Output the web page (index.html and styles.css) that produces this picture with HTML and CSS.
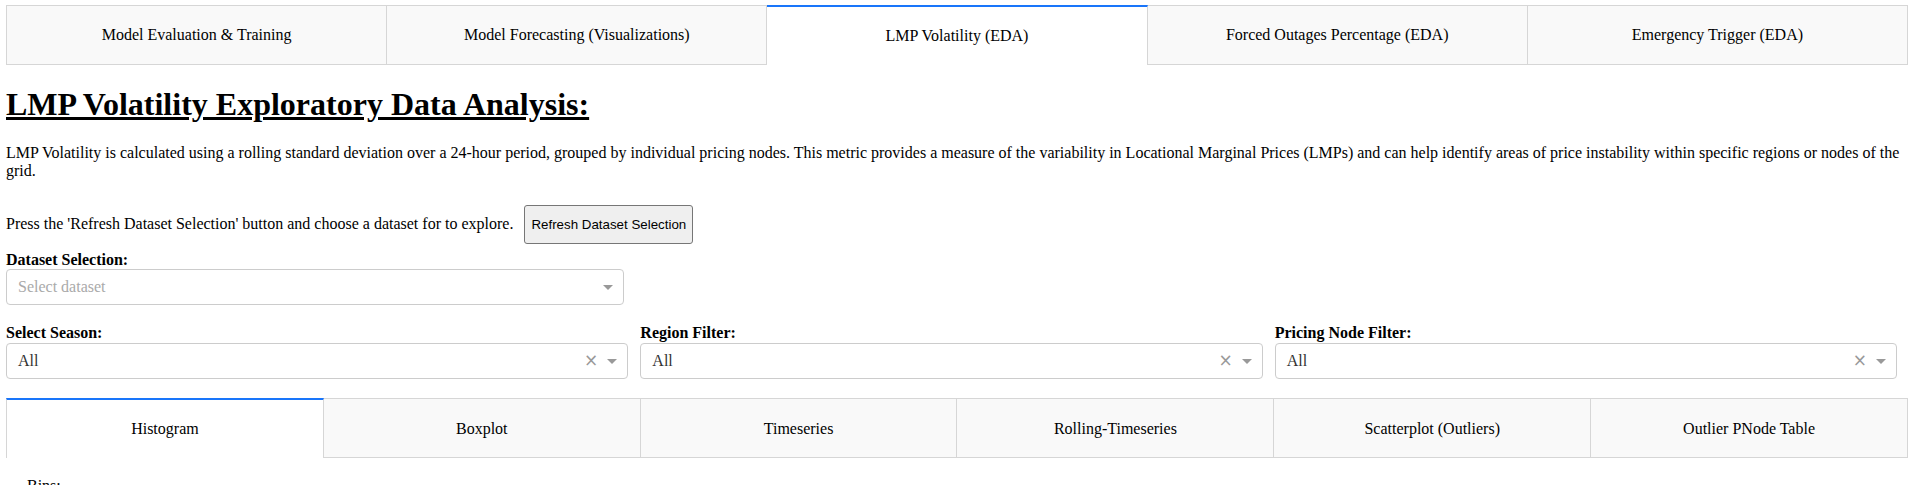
FILE: index.html
```html
<!DOCTYPE html>
<html>
<head>
<meta charset="utf-8">
<title>LMP Volatility EDA</title>
<link rel="stylesheet" href="styles.css">
</head>
<body>
<div class="page">
  <div class="tabs top-tabs">
    <div class="tab">Model Evaluation &amp; Training</div>
    <div class="tab">Model Forecasting (Visualizations)</div>
    <div class="tab tab-selected">LMP Volatility (EDA)</div>
    <div class="tab">Forced Outages Percentage (EDA)</div>
    <div class="tab">Emergency Trigger (EDA)</div>
  </div>

  <h1 class="title">LMP Volatility Exploratory Data Analysis:</h1>

  <p class="desc">LMP Volatility is calculated using a rolling standard deviation over a 24-hour period, grouped by individual pricing nodes. This metric provides a measure of the variability in Locational Marginal Prices (LMPs) and can help identify areas of price instability within specific regions or nodes of the grid.</p>

  <div class="refresh-row">
    <span>Press the 'Refresh Dataset Selection' button and choose a dataset for to explore.</span>
    <button class="refresh-btn">Refresh Dataset Selection</button>
  </div>

  <label class="field-label">Dataset Selection:</label>
  <div class="dropdown dataset-dd">
    <span class="placeholder">Select dataset</span>
    <span class="controls"><span class="arrow"></span></span>
  </div>

  <div class="filters">
    <div class="filter">
      <label class="field-label">Select Season:</label>
      <div class="dropdown">
        <span class="value">All</span>
        <span class="controls"><span class="clear">×</span><span class="arrow"></span></span>
      </div>
    </div>
    <div class="filter">
      <label class="field-label">Region Filter:</label>
      <div class="dropdown">
        <span class="value">All</span>
        <span class="controls"><span class="clear">×</span><span class="arrow"></span></span>
      </div>
    </div>
    <div class="filter">
      <label class="field-label">Pricing Node Filter:</label>
      <div class="dropdown">
        <span class="value">All</span>
        <span class="controls"><span class="clear">×</span><span class="arrow"></span></span>
      </div>
    </div>
  </div>

  <div class="tabs sub-tabs">
    <div class="tab tab-selected">Histogram</div>
    <div class="tab">Boxplot</div>
    <div class="tab">Timeseries</div>
    <div class="tab">Rolling-Timeseries</div>
    <div class="tab">Scatterplot (Outliers)</div>
    <div class="tab">Outlier PNode Table</div>
  </div>

  <div class="tab-content">
    <div class="bins-label">Bins:</div>
  </div>
</div>
</body>
</html>
```

FILE: styles.css
```css
html, body {
  margin: 0;
  padding: 0;
  background: #ffffff;
}

body {
  font-family: "Liberation Serif", "Times New Roman", serif;
  font-size: 16px;
  color: #000;
}

.page {
  padding: 5px 6px 0 6px;
}

.tabs {
  display: flex;
  height: 60px;
}

.tab {
  flex: 1 1 0;
  box-sizing: border-box;
  display: flex;
  align-items: center;
  justify-content: center;
  background: #f9f9f9;
  border: 1px solid #d6d6d6;
  border-left: none;
  color: #000;
  font-size: 16px;
}

.tab:first-child {
  border-left: 1px solid #d6d6d6;
}

.tab-selected {
  background: #ffffff;
  border-top: 2px solid #1975fa;
  border-bottom: none;
  padding-top: 0;
}

.sub-tabs .tab {
  padding-top: 2px;
}

.sub-tabs .tab-selected {
  padding-top: 0;
}

.title {
  font-size: 32px;
  font-weight: bold;
  text-decoration: underline;
  margin: 21px 0 21px 0;
}

.desc {
  margin: 0;
  line-height: 18.4px;
}

.refresh-row {
  display: flex;
  align-items: center;
  margin-top: 24px;
  margin-bottom: 7px;
}

.refresh-btn {
  margin-left: 11px;
  height: 39px;
  padding: 0 6px;
  font-family: "Liberation Sans", Arial, sans-serif;
  font-size: 13.33px;
  color: #000;
  background: #efefef;
  border: 1px solid #767676;
  border-radius: 3px;
}

.field-label {
  display: block;
  font-weight: bold;
  line-height: 18.4px;
}

.dropdown {
  box-sizing: border-box;
  height: 36px;
  border: 1px solid #cccccc;
  border-radius: 4px;
  background: #fff;
  display: flex;
  align-items: center;
  padding-left: 11px;
  padding-right: 10px;
}

.dataset-dd {
  width: 618px;
}

.placeholder {
  color: #aaaaaa;
  flex: 1;
}

.value {
  color: #333333;
  flex: 1;
}

.controls {
  display: flex;
  align-items: center;
}

.clear {
  color: #999999;
  font-family: "DejaVu Sans", sans-serif;
  font-size: 17px;
  line-height: 1;
  margin-right: 9px;
}

.arrow {
  display: inline-block;
  width: 0;
  height: 0;
  border-style: solid;
  border-width: 5px 5px 2.5px;
  border-color: #999999 transparent transparent;
  margin-top: 3px;
}

.filters {
  display: grid;
  grid-template-columns: 1fr 1fr 1fr;
  column-gap: 12px;
  margin-top: 19px;
  margin-right: 11px;
  margin-bottom: 19px;
}

.tab-content {
  padding: 19px 21px 0 21px;
}

.bins-label {
  line-height: 18.4px;
}
```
========================================
**What the task requires:** Return the full material word for word. Do not include the pictures.

**Response below:**
Output the web page (index.html and styles.css) that produces this picture with HTML and CSS.
FILE: index.html
```html
<!DOCTYPE html>
<html>
<head>
<meta charset="utf-8">
<title>LMP Volatility EDA</title>
<link rel="stylesheet" href="styles.css">
</head>
<body>
<div class="page">
  <div class="tabs top-tabs">
    <div class="tab">Model Evaluation &amp; Training</div>
    <div class="tab">Model Forecasting (Visualizations)</div>
    <div class="tab tab-selected">LMP Volatility (EDA)</div>
    <div class="tab">Forced Outages Percentage (EDA)</div>
    <div class="tab">Emergency Trigger (EDA)</div>
  </div>

  <h1 class="title">LMP Volatility Exploratory Data Analysis:</h1>

  <p class="desc">LMP Volatility is calculated using a rolling standard deviation over a 24-hour period, grouped by individual pricing nodes. This metric provides a measure of the variability in Locational Marginal Prices (LMPs) and can help identify areas of price instability within specific regions or nodes of the grid.</p>

  <div class="refresh-row">
    <span>Press the 'Refresh Dataset Selection' button and choose a dataset for to explore.</span>
    <button class="refresh-btn">Refresh Dataset Selection</button>
  </div>

  <label class="field-label">Dataset Selection:</label>
  <div class="dropdown dataset-dd">
    <span class="placeholder">Select dataset</span>
    <span class="controls"><span class="arrow"></span></span>
  </div>

  <div class="filters">
    <div class="filter">
      <label class="field-label">Select Season:</label>
      <div class="dropdown">
        <span class="value">All</span>
        <span class="controls"><span class="clear">×</span><span class="arrow"></span></span>
      </div>
    </div>
    <div class="filter">
      <label class="field-label">Region Filter:</label>
      <div class="dropdown">
        <span class="value">All</span>
        <span class="controls"><span class="clear">×</span><span class="arrow"></span></span>
      </div>
    </div>
    <div class="filter">
      <label class="field-label">Pricing Node Filter:</label>
      <div class="dropdown">
        <span class="value">All</span>
        <span class="controls"><span class="clear">×</span><span class="arrow"></span></span>
      </div>
    </div>
  </div>

  <div class="tabs sub-tabs">
    <div class="tab tab-selected">Histogram</div>
    <div class="tab">Boxplot</div>
    <div class="tab">Timeseries</div>
    <div class="tab">Rolling-Timeseries</div>
    <div class="tab">Scatterplot (Outliers)</div>
    <div class="tab">Outlier PNode Table</div>
  </div>

  <div class="tab-content">
    <div class="bins-label">Bins:</div>
  </div>
</div>
</body>
</html>
```

FILE: styles.css
```css
html, body {
  margin: 0;
  padding: 0;
  background: #ffffff;
}

body {
  font-family: "Liberation Serif", "Times New Roman", serif;
  font-size: 16px;
  color: #000;
}

.page {
  padding: 5px 6px 0 6px;
}

.tabs {
  display: flex;
  height: 60px;
}

.tab {
  flex: 1 1 0;
  box-sizing: border-box;
  display: flex;
  align-items: center;
  justify-content: center;
  background: #f9f9f9;
  border: 1px solid #d6d6d6;
  border-left: none;
  color: #000;
  font-size: 16px;
}

.tab:first-child {
  border-left: 1px solid #d6d6d6;
}

.tab-selected {
  background: #ffffff;
  border-top: 2px solid #1975fa;
  border-bottom: none;
  padding-top: 0;
}

.sub-tabs .tab {
  padding-top: 2px;
}

.sub-tabs .tab-selected {
  padding-top: 0;
}

.title {
  font-size: 32px;
  font-weight: bold;
  text-decoration: underline;
  margin: 21px 0 21px 0;
}

.desc {
  margin: 0;
  line-height: 18.4px;
}

.refresh-row {
  display: flex;
  align-items: center;
  margin-top: 24px;
  margin-bottom: 7px;
}

.refresh-btn {
  margin-left: 11px;
  height: 39px;
  padding: 0 6px;
  font-family: "Liberation Sans", Arial, sans-serif;
  font-size: 13.33px;
  color: #000;
  background: #efefef;
  border: 1px solid #767676;
  border-radius: 3px;
}

.field-label {
  display: block;
  font-weight: bold;
  line-height: 18.4px;
}

.dropdown {
  box-sizing: border-box;
  height: 36px;
  border: 1px solid #cccccc;
  border-radius: 4px;
  background: #fff;
  display: flex;
  align-items: center;
  padding-left: 11px;
  padding-right: 10px;
}

.dataset-dd {
  width: 618px;
}

.placeholder {
  color: #aaaaaa;
  flex: 1;
}

.value {
  color: #333333;
  flex: 1;
}

.controls {
  display: flex;
  align-items: center;
}

.clear {
  color: #999999;
  font-family: "DejaVu Sans", sans-serif;
  font-size: 17px;
  line-height: 1;
  margin-right: 9px;
}

.arrow {
  display: inline-block;
  width: 0;
  height: 0;
  border-style: solid;
  border-width: 5px 5px 2.5px;
  border-color: #999999 transparent transparent;
  margin-top: 3px;
}

.filters {
  display: grid;
  grid-template-columns: 1fr 1fr 1fr;
  column-gap: 12px;
  margin-top: 19px;
  margin-right: 11px;
  margin-bottom: 19px;
}

.tab-content {
  padding: 19px 21px 0 21px;
}

.bins-label {
  line-height: 18.4px;
}
```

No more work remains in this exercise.